Saturday, 12 December 2015

The twelve days of Christmas

This week’s post is brought to you through the medium of song. Ok, so I know that the 12 days of Christmas is actually intended for the days after the Big Day but I hope you will allow me some poetic licence in posting this on the 12th December with 12 days still to go. Oh and I’ve provided the York Notes guide to the lyrics below, just to fill you in a bit on what we’ve been up to of late. So here goes…

“On the 1st (2nd, 3rd, etc., etc.) day of Christmas my true love gave to me:

                Twelve slugs a-sliming[1]

                Eleven rats a-robbing[2]

                Ten leeks not growing[3]

                Nine chooks for roasting[4]

                Eight fields a-flooding[5]

                Seven hens not laying[6]

                Six drains a-leaking[7]

                Five crumbling barns[8]

                Four tons of kale[9]

                Three mad turks[10]

                Two porkie pigs[11]

                And a white hen with no tail![12]"


So there you have it. We’re all gearing up nicely for our first Christmas at our new place (read: have not yet done a bloody thing - apart from the meat obviously.... in that respect we are triply covered).  I’m sure I can pull it out of the bag over the next 12 days. And if I can’t there’s always next year. Merry Christmas y’all!



[1] This week we have had an inexplicable slug invasion in the house. Not sure whether this is to do with all the rain or our eldest daughter’s penchant for gastropods and bringing them into the back porch to "look after them". Either way we are running a little short on salt. Must add it to the 14th page of the ever-expanding shopping list for Christmas. So much for self-sufficiency...

[2] Rats still at it. Although they are now having to form an orderly queue behind the turkeys – see [10] below

[3] My leeks still resemble blades of grass. At what point do you throw in the towel and put a raised bed down to a bad job?

[4] It’s been an epic week for chicken. My husband embarked on a marathon execution run on Saturday, dispatching nine of the Ross Cobb chicks. He is like a machine now, 40 minutes per bird and didn’t even stop for lunch. I have never seen breasts so large (oo er missus) but joking apart, one of them easily feeds a family of four. Maybe the rats are not that efficient after all…

Dolly Parton of the poultry world

[5] Desmond has not been as unkind to us as some parts of the country but we still haven’t escaped yet more centimetres of rain. Wellies and full waterproofs still very much the order of the day.

[6] We now have nine hens left and are getting a paltry offering of two eggs a day. Fair enough, four hens are designed to grace the dining table rather than the laying box, but for the remaining three who are still freeloading, they need to have a long hard think about their new year’s resolution or the stock pot will be calling.

[7] Perhaps a little unfair. The drains are actually working fine but there has been so much rain that the overflow has been perhaps inevitable. (Never in my life thought I would spend so much time thinking, talking or writing about drains. What have I become?!)

[8] No change there then. Yet.
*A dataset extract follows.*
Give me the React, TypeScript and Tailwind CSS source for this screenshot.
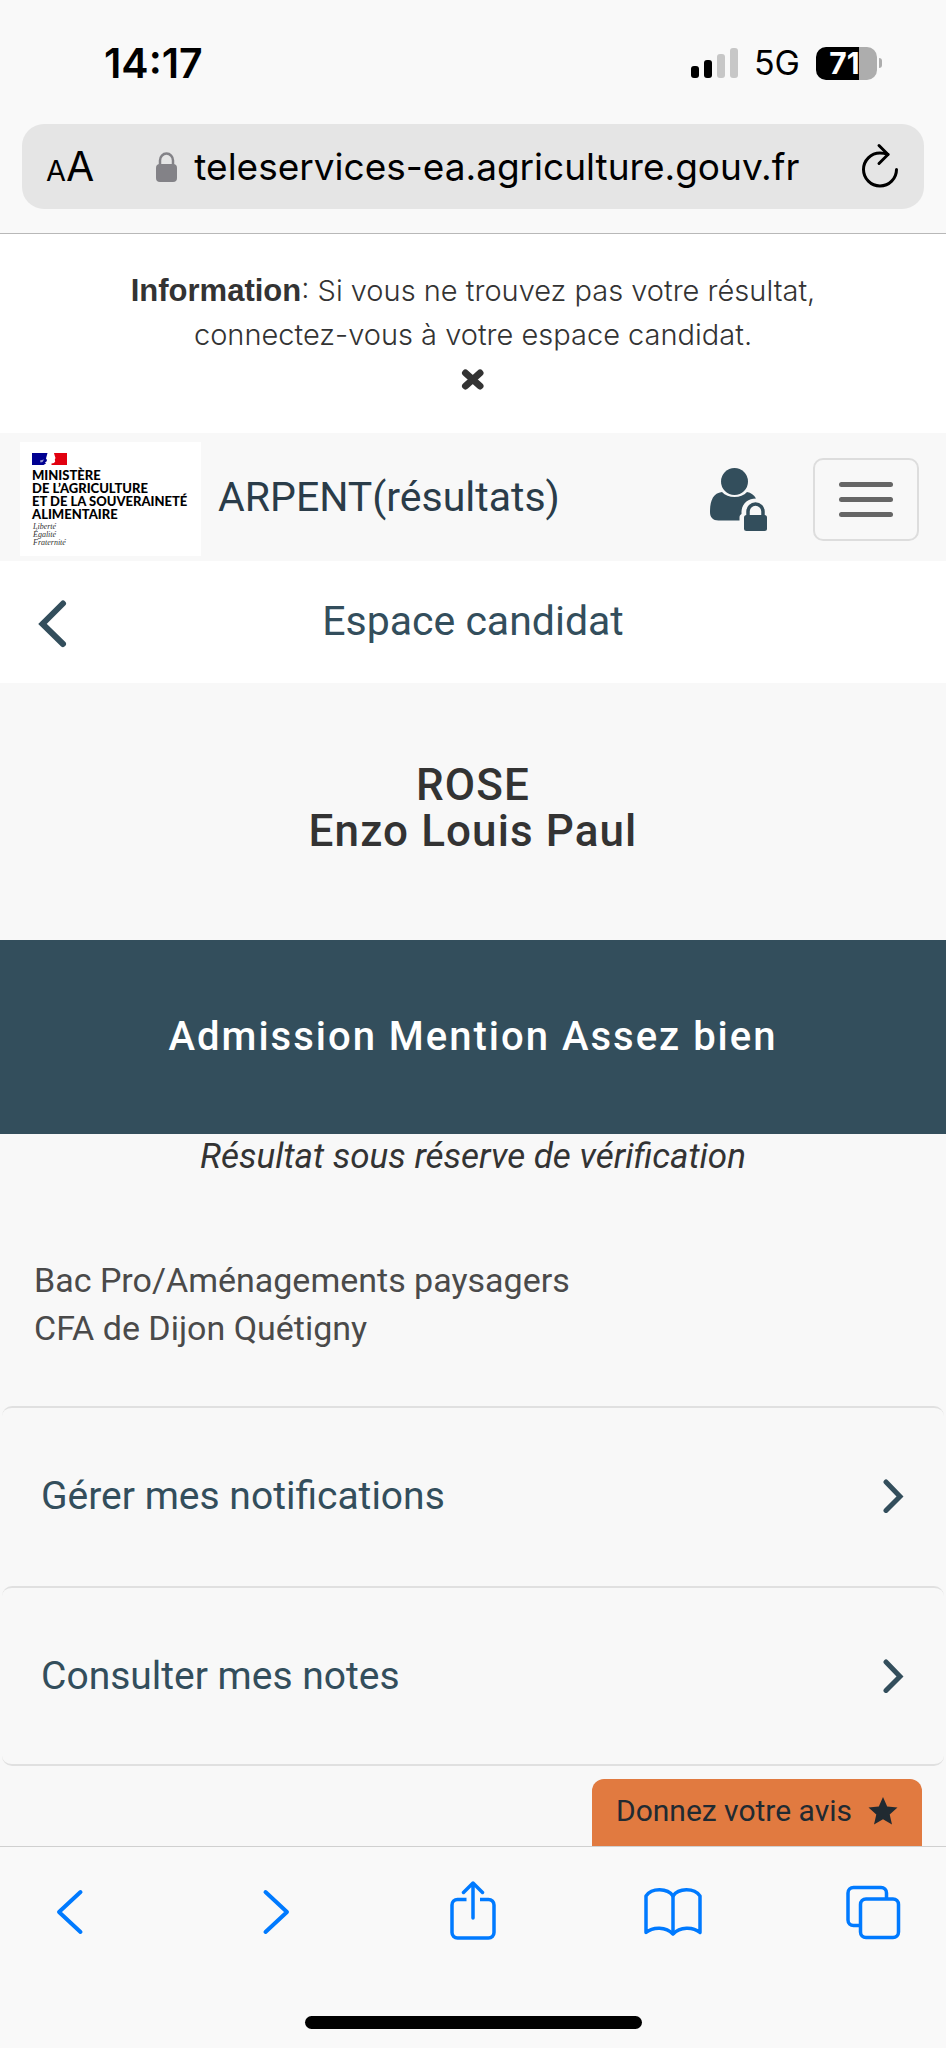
import React from 'react';

const links = [
  { id: 'notifications', label: 'Gérer mes notifications' },
  { id: 'notes', label: 'Consulter mes notes' },
];

function StatusBar() {
  return (
    <div className="flex items-center justify-between pt-[42px] pl-[104px] pr-16 font-['Inter',sans-serif] text-black">
      <time className="text-[41px] leading-[42px] font-semibold">14:17</time>
      <div className="flex items-center">
        <svg width="47" height="31" viewBox="0 0 47 31">
          <rect x="0" y="18" width="8" height="12" rx="3" />
          <rect x="13" y="12" width="8" height="18" rx="3" />
          <rect x="26" y="6" width="8" height="24" rx="3" fill="#c7c7c7" />
          <rect x="39" y="0" width="8" height="30" rx="3" fill="#c7c7c7" />
        </svg>
        <span className="ml-4 text-[34px] leading-[42px]">5G</span>
        <div className="ml-4 flex items-center gap-[2px]">
          <div className="flex h-[33px] w-[61px] items-center justify-center rounded-[10px] bg-[linear-gradient(90deg,#000_71%,#adadad_71%)] pr-1 text-[30px] leading-[33px] font-bold text-white">
            71
          </div>
          <div className="h-[10px] w-[3px] rounded-r-full bg-[#adadad]" />
        </div>
      </div>
    </div>
  );
}

function AddressBar() {
  return (
    <div className="mx-[22px] mt-10 mb-6 flex h-[85px] items-center rounded-[22px] bg-[#e5e5e5] pr-6 pl-6 font-['Inter',sans-serif] text-black">
      <button type="button" aria-label="Taille du texte" className="flex items-baseline pt-1">
        <span className="text-[29px] leading-10">A</span>
        <span className="text-[41px] leading-10">A</span>
      </button>
      <svg className="ml-[62px] shrink-0" width="22" height="30" viewBox="0 0 22 30">
        <rect x="0" y="12" width="21" height="18" rx="4" fill="#838287" />
        <path d="M4 14V8.500a6.500 7 0 0 1 13 0V14" fill="none" stroke="#838287" strokeWidth="2.500" />
      </svg>
      <input
        aria-label="Adresse"
        className="ml-4 min-w-0 flex-1 bg-transparent text-[37px] outline-none"
        defaultValue="teleservices-ea.agriculture.gouv.fr"
      />
      <button type="button" aria-label="Actualiser">
        <svg width="40" height="48" viewBox="0 0 40 48" fill="none" stroke="#000" strokeWidth="3" strokeLinecap="round" strokeLinejoin="round">
          <path d="M36.500 26.500a16.500 16.500 0 1 1-16.500-16.500c3 0 5.500.5 8 1.500" />
          <path d="M19 2.500l9 9-9 9" />
        </svg>
      </button>
    </div>
  );
}

function MinistryLogo() {
  return (
    <div className="h-[114px] w-[181px] bg-white pt-[11px] pl-3 text-black">
      <svg width="35" height="12" viewBox="0 0 35 12">
        <rect width="17" height="12" fill="#000091" />
        <rect x="17" width="18" height="12" fill="#e1000f" />
        <path d="M15.500 0h6.500l.5 2 1 3-.7 1.500.4 2-1.200 1.500-2.500.5V12h-8l2.500-1.500-1-1 1.500-1 .5-1.500-1-1.500z" fill="#fff" />
        <path d="M8 7.500l4-1-1.500 2.500-2 .5z" fill="#fff" opacity=".6" />
      </svg>
      <div className="mt-[4px] font-['Lato',sans-serif] text-[13px] leading-[13px] font-black whitespace-nowrap">
        <p>MINISTÈRE</p>
        <p>DE L’AGRICULTURE</p>
        <p>ET DE LA SOUVERAINETÉ</p>
        <p>ALIMENTAIRE</p>
      </div>
      <div className="mt-[2px] pl-[1px] font-['Liberation_Serif',serif] text-[8px] leading-[8px] text-[#333] italic">
        <p>Liberté</p>
        <p>Égalité</p>
        <p>Fraternité</p>
      </div>
    </div>
  );
}

function Navbar() {
  return (
    <nav className="flex items-center bg-[#f8f8f8] pt-[9px] pr-[27px] pb-[5px] pl-5">
      <MinistryLogo />
      <a href="#accueil" className="ml-[17px] pb-1 text-[41px] leading-[48px] text-[#2a3c49]">
        ARPENT(résultats)
      </a>
      <a href="#connexion" aria-label="Connexion" className="mr-[46px] ml-auto">
        <svg width="57" height="63" viewBox="0 0 57 63" fill="#334e5c">
          <circle cx="24.500" cy="13.500" r="13.500" />
          <path d="M12 24c3 3.500 7.500 5 12.500 5s9.500-1.500 12.500-5c4 .5 7 3 9 6.500-8 0-14 5-14.500 13v2.500c-1.500.8-2 2-2 3.500v3H8.500c-5.500 0-8.500-3-8.500-8.500C0 33 3 25 12 24z" />
          <rect x="34" y="47" width="23" height="16" rx="2.500" />
          <path d="M38 49v-5.500a7.500 7.500 0 0 1 15 0V49" fill="none" stroke="#334e5c" strokeWidth="3.500" />
        </svg>
      </a>
      <button type="button" aria-label="Menu" className="flex h-[83px] w-[106px] flex-col items-center justify-center gap-[10px] rounded-[10px] border-2 border-[#ddd]">
        <span className="h-[5px] w-[54px] rounded-full bg-[#666]" />
        <span className="h-[5px] w-[54px] rounded-full bg-[#666]" />
        <span className="h-[5px] w-[54px] rounded-full bg-[#666]" />
      </button>
    </nav>
  );
}

function Toolbar() {
  return (
    <footer className="border-t border-[#d0d0d0] bg-[#f9f9f9] pt-[34px] pb-[19px]">
      <div className="flex justify-between px-[43px]">
        <button type="button" aria-label="Précédent">
          <svg width="60" height="62" viewBox="0 0 60 62" fill="none" stroke="#007aff" strokeWidth="4" strokeLinecap="round" strokeLinejoin="round">
            <path d="M37.500 11L16 31L37.500 51" />
          </svg>
        </button>
        <button type="button" aria-label="Suivant">
          <svg width="60" height="62" viewBox="0 0 60 62" fill="none" stroke="#007aff" strokeWidth="4" strokeLinecap="round" strokeLinejoin="round">
            <path d="M22.500 11L44 31L22.500 51" />
          </svg>
        </button>
        <button type="button" aria-label="Partager">
          <svg width="60" height="62" viewBox="0 0 60 62" fill="none" stroke="#007aff" strokeWidth="3.500" strokeLinecap="round" strokeLinejoin="round">
            <path d="M23.500 18.500H14.500a5.500 5.500 0 0 0-5.500 5.500v27.500a5.500 5.500 0 0 0 5.500 5.500h31a5.500 5.500 0 0 0 5.500-5.500V24a5.500 5.500 0 0 0-5.500-5.500H37" strokeLinecap="butt" />
            <path d="M30 37V2.500M20.500 11.500L30 2L39.500 11.500" />
          </svg>
        </button>
        <button type="button" aria-label="Signets">
          <svg width="60" height="62" viewBox="0 0 60 62" fill="none" stroke="#007aff" strokeWidth="3.500" strokeLinecap="round" strokeLinejoin="round">
            <path d="M30 15C24.500 7 9 6.500 3 15V51.500c7-6 20-6 27 1.500C37 45.500 50 45.500 57 51.500V15C51 6.500 35.500 7 30 15z" />
            <path d="M30 15V52.500" />
          </svg>
        </button>
        <button type="button" aria-label="Onglets">
          <svg width="60" height="62" viewBox="0 0 60 62" fill="none" stroke="#007aff" strokeWidth="3.500">
            <path d="M17.500 44.500H10.500a5.500 5.500 0 0 1-5.500-5.500V12a5.500 5.500 0 0 1 5.500-5.500h27.500a5.500 5.500 0 0 1 5.500 5.500v6.500" />
            <rect x="17.500" y="18" width="38" height="38.500" rx="5.500" />
          </svg>
        </button>
      </div>
      <div className="mx-auto mt-[73px] h-[13px] w-[337px] rounded-full bg-black" />
    </footer>
  );
}

function App() {
  return (
    <div className="flex min-h-screen flex-col bg-[#f8f8f8] font-['Roboto',sans-serif] text-[#333]">
      <header className="border-b border-[#b8b8b8] bg-[#f9f9f9]">
        <StatusBar />
        <AddressBar />
      </header>

      <div className="bg-white px-24 pt-[35px] pb-8 text-center font-['Inter',sans-serif] text-[29px] leading-[44px] font-light">
        <p>
          <strong className="font-['Liberation_Sans',sans-serif] text-[31px] font-bold">Information</strong>: Si vous ne
          trouvez pas votre résultat, <br />
          connectez-vous à votre espace candidat.
        </p>
        <button type="button" aria-label="Fermer" className="mx-auto flex h-[44px] items-center">
          <svg width="24" height="21" viewBox="0 0 24 21" stroke="#333" strokeWidth="7" strokeLinecap="round">
            <path d="M4.500 4L19 17M19 4L4.500 17" />
          </svg>
        </button>
      </div>

      <Navbar />

      <div className="grid grid-cols-[1fr_auto_1fr] items-center bg-white px-9 pt-[36px] pb-[38px] text-[#334e5c]">
        <a href="#retour" aria-label="Retour">
          <svg width="32" height="54" viewBox="0 -6 32 54" className="-my-1" fill="none" stroke="#334e5c" strokeWidth="6" strokeLinecap="round">
            <path d="M27 3.500L6.500 24L27 44" />
          </svg>
        </a>
        <h1 className="text-[41px] leading-[48px]">Espace candidat</h1>
      </div>

      <main className="flex flex-1 flex-col">
        <h2 className="pt-[79px] pb-[86px] text-center text-[44px] leading-[46px] font-medium tracking-wide">
          ROSE
          <br />
          Enzo Louis Paul
        </h2>
        <p className="bg-[#334e5c] py-[73px] text-center text-[40px] leading-[48px] font-medium tracking-wider text-white">
          Admission Mention Assez bien
        </p>
        <p className="text-center text-[35px] leading-[46px] italic">Résultat sous réserve de vérification</p>
        <p className="px-[34px] pt-[76px] pb-[54px] text-[34px] leading-[48px] text-[#4a4a4a]">
          Bac Pro/Aménagements paysagers
          <br />
          CFA de Dijon Quétigny
        </p>

        <ul className="mx-[2px]">
          {links.map((link) => (
            <li key={link.id} className="group">
              <a
                href={'#' + link.id}
                className="flex items-center justify-between rounded-[10px] border-t-2 border-[#e0e0e0] pt-16 pb-[66px] pr-[38px] pl-[39px] text-[39px] leading-[48px] text-[#334e5c] group-last:border-b-2 group-last:pb-16"
              >
                {link.label}
                <svg width="24" height="34" viewBox="0 0 24 34" fill="none" stroke="#334e5c" strokeWidth="5" strokeLinecap="round">
                  <path d="M4 3L18 17.500L4 31.500" />
                </svg>
              </a>
            </li>
          ))}
        </ul>

        <a href="#avis" className="mt-auto mr-6 flex items-center gap-4 self-end rounded-t-xl bg-[#e17a40] pt-[14px] pr-6 pb-[17px] pl-6 text-[30px] leading-9 text-[#212a31]">
          Donnez votre avis
          <svg width="30" height="28" viewBox="0 0 30 28" fill="#212a31">
            <path d="M15 0l4.200 9.500 10.300 1-7.800 6.900 2.300 10.200-9-5.400-9 5.400 2.300-10.200L.5 10.500l10.300-1z" />
          </svg>
        </a>
      </main>

      <Toolbar />
    </div>
  );
}

export default App;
Although we have now cleared them all out and are gearing them up for their next incarnation. Watch this space.

[9] That and the sodding chard is all we have left to eat from the veg patch now. Oh and one solitary cabbage which we are saving for a sunny day (we can but dream).

[10] Not a great time of year to be a turkey but ours are certainly making the most of being on death row. Their days are spent charging around the pen like pterodactyls on speed making the most extraordinary noises and doing crazy (borderline rude) things with their wattles (they can become red and erect - no idea what the evolutionary design behind that is, go figure!). There is also definitely something of the Mick Jagger about them as they fluff up their feathers and strut about. Pleasingly they are now too fat to fit through the door of the hen house (a good sign). A slightly more tragic sign of their current weight was Snowy the Black Rock hen who was literally flattened and killed this week when one of the monstrous beasts accidentally sat on her. We were not too distraught given that she has not laid a single bloody egg in over ten months now. She was on borrowed time anyway…

Gimme Shelter (especially now I no longer fit through the hen house door)

[11] Strictly speaking we now only actually have one alive pig (sorry to break the news to you like this) but who am I to let a little fact like that stand in the way of a good lyrical line...?

[12] Not quite sure what is going on with this particular chicken but there aint any feather action going on at the rear end there at all. Most bizarre.